If a company already uses a standard systems management framework from the likes of BMC, HP, or IBM, it might extend these systems management techniques to include its ERP applications, says Prior.

These biggest systems management vendors have linked their various applications into modular suites similar to how ERP vendors united disparate business applications in the 1990s. What we are driving the market to is like an ERP for IT operations, says Scott Sloan, solutions marketing manager for infrastructure and application management with BMC.

In recent years, systems management vendors have set out to show how their solutions can drive business benefits via faster changes or less downtime. BMC, for example, points to its business service management (BSM) strategy.

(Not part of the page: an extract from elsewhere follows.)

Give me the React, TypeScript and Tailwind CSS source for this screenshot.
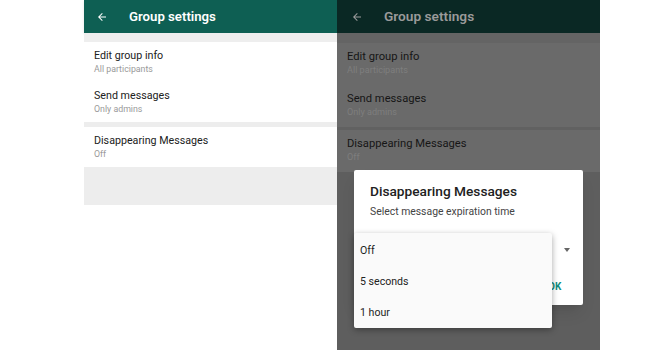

BSM, simply stated, is about aligning IT with the business, says Sloan. So instead of focusing just on server and operating system technicalities, the focus is on service levels that are meaningful to business users.

Keeping business returns in mind as part of long-term strategies such as ITIL is the best way to justify systems management software, say analysts, even though it's not uncommon for user companies to have decisions driven by shorter-term needs such as ERP upgrade projects. End-user companies should not take a short-term project view; they should take a life-cycle view of the needs for these tools, says Prior. If you take that life-cycle view, then you can plan for all the needs that are bound to happen, like upgrades.

But it's up to CIOs and other higher-level managers to do the cost-benefit analyses that can break the conundrum of not having enough IT resources to properly deploy the tools.

As Mann concludes, It's up to senior management to lead a serious cost analysis of what it's costing them not to have systems management tools in place.